---------- Records for processing

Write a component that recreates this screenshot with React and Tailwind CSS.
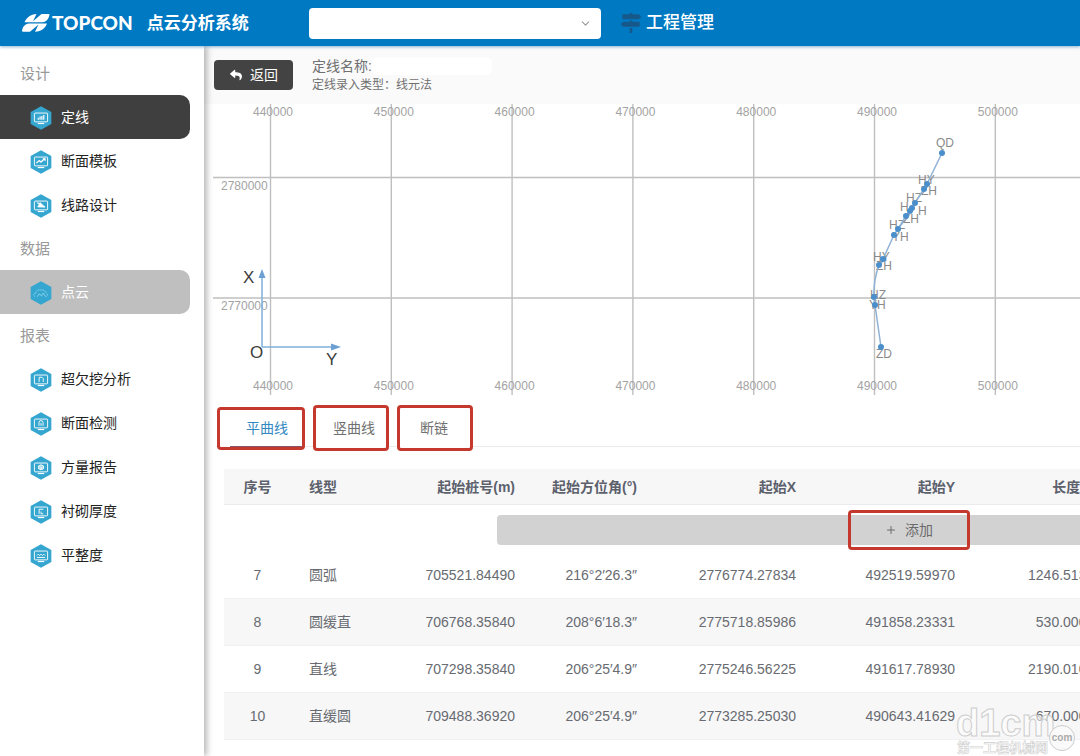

--------------------
---------- Records for processing

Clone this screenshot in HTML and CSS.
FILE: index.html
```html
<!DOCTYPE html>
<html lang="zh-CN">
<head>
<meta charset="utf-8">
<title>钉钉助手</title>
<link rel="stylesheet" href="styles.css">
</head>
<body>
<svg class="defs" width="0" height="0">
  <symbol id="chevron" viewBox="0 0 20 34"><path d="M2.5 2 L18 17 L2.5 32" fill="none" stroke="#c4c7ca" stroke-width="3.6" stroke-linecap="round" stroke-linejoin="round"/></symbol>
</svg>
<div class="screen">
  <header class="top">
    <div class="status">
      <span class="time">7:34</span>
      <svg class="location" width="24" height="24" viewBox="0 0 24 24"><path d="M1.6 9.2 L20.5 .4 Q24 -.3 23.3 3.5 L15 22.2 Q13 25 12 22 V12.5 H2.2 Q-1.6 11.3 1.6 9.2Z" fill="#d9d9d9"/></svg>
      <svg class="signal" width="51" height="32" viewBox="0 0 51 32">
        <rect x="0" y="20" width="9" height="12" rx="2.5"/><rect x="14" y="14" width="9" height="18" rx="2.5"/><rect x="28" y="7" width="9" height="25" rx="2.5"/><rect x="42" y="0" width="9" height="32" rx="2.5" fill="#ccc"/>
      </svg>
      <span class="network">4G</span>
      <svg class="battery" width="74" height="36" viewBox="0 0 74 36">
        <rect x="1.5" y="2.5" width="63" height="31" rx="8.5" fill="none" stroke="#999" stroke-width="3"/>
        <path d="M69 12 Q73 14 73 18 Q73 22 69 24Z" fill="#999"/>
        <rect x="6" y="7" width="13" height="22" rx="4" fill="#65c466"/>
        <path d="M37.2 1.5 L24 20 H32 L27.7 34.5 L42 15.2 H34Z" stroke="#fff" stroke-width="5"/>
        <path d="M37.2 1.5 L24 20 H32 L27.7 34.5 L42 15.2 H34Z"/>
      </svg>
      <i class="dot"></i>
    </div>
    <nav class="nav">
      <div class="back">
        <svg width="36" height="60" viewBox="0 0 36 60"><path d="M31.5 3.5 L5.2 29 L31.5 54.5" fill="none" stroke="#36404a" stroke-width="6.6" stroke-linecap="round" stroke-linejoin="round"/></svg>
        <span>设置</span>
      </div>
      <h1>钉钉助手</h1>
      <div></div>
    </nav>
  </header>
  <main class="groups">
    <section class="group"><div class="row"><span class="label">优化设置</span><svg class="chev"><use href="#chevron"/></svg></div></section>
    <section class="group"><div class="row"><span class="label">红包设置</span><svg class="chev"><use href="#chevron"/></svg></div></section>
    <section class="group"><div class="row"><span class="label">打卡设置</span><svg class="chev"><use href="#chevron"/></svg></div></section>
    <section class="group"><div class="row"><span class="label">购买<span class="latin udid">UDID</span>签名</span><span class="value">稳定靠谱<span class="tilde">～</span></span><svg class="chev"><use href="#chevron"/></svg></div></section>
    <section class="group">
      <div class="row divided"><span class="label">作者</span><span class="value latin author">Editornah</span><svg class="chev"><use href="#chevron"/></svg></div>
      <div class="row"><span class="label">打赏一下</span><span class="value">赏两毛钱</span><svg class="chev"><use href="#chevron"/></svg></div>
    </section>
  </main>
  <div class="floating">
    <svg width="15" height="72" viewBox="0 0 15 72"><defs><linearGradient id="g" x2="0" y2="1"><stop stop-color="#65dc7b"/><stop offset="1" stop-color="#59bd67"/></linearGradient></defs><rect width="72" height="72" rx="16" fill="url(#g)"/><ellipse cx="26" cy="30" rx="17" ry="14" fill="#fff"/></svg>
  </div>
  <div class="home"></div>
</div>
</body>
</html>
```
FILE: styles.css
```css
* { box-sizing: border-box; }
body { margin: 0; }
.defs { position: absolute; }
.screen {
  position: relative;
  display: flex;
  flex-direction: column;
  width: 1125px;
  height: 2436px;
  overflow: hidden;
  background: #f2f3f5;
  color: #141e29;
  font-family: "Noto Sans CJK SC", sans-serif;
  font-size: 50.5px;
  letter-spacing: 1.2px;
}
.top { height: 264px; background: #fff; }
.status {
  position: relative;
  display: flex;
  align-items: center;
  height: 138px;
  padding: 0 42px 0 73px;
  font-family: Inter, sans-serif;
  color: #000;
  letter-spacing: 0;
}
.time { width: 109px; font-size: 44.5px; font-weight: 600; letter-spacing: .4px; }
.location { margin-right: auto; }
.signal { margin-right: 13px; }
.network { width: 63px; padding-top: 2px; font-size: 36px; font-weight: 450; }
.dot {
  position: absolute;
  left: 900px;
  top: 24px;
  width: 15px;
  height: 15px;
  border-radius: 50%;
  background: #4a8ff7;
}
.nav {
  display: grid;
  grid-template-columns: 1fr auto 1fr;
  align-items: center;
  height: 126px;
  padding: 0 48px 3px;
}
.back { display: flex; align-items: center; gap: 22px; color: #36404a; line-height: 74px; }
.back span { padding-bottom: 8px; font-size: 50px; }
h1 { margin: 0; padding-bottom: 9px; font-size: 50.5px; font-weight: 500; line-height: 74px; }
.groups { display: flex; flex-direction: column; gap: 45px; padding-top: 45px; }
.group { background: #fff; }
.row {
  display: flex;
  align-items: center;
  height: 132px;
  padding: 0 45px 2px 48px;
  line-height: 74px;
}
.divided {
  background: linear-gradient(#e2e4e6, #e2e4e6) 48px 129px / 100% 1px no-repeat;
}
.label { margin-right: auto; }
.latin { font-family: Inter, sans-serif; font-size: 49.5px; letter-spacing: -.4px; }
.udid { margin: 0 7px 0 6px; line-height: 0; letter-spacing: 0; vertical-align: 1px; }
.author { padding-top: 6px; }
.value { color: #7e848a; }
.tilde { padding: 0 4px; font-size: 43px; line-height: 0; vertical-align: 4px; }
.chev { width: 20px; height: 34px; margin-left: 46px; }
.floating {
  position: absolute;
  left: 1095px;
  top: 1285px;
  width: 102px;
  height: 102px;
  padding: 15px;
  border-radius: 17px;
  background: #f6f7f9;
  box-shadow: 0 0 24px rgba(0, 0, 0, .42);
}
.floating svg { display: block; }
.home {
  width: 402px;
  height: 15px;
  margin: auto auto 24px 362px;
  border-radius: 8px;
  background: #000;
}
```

--------------------

_Instructions to follow_
Pick out lines containing the word "screenshot", each one as written.

_Task output_
Write a component that recreates this screenshot with React and Tailwind CSS.
Clone this screenshot in HTML and CSS.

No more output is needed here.